Seja como for, a saga de Kikuo culmina em um comovente clímax que recentra o filme na noção de que a dor é melhor compartilhada do que enterrada; que é melhor colocá-la em um recipiente vivo do que jogá-la em um buraco qualquer. Fraser personifica essa verdade de forma primorosa.

Um ator cativante e transparente, cuja abordagem de expressar uma emoção de cada vez, hiperlegível, o tornou o cúmplice perfeito para o que quer que Darren Aronofsky estivesse planejando com “A Baleia”, Fraser interpreta cada cena em “Família de Aluguel” como se estivesse sofrendo uma dor que não sabe como disfarçar. Seu sorriso é uma careta, sua careta é uma ferida aberta, e suas feridas parecem tão profundas que o filme não tem coragem nem de nos dizer quais são.

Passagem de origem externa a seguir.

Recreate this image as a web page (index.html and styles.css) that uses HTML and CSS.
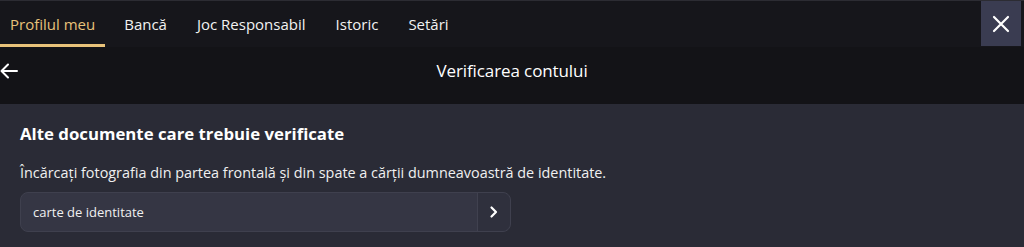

É impossível assistir à atuação de Fraser sem pensar nas várias feridas que ele sofreu ao longo de sua carreira (físicas e de outras naturezas), e essa camada extratextual de história pessoal contribui muito para dar corpo ao personagem pouco desenvolvido que ele interpreta aqui. Sua persona transparente na tela também lhe confere uma vantagem semelhante, permitindo que a atuação de Phil encontre o equilíbrio perfeito entre a autenticidade de sua conexão e o artifício de sua atuação. O relacionamento dele com Mia parece tão real quanto possível e tão flagrantemente falso ao mesmo tempo, o que é ótimo em um filme delicado que reconhece a verdade e a atuação como duas faces da mesma moeda.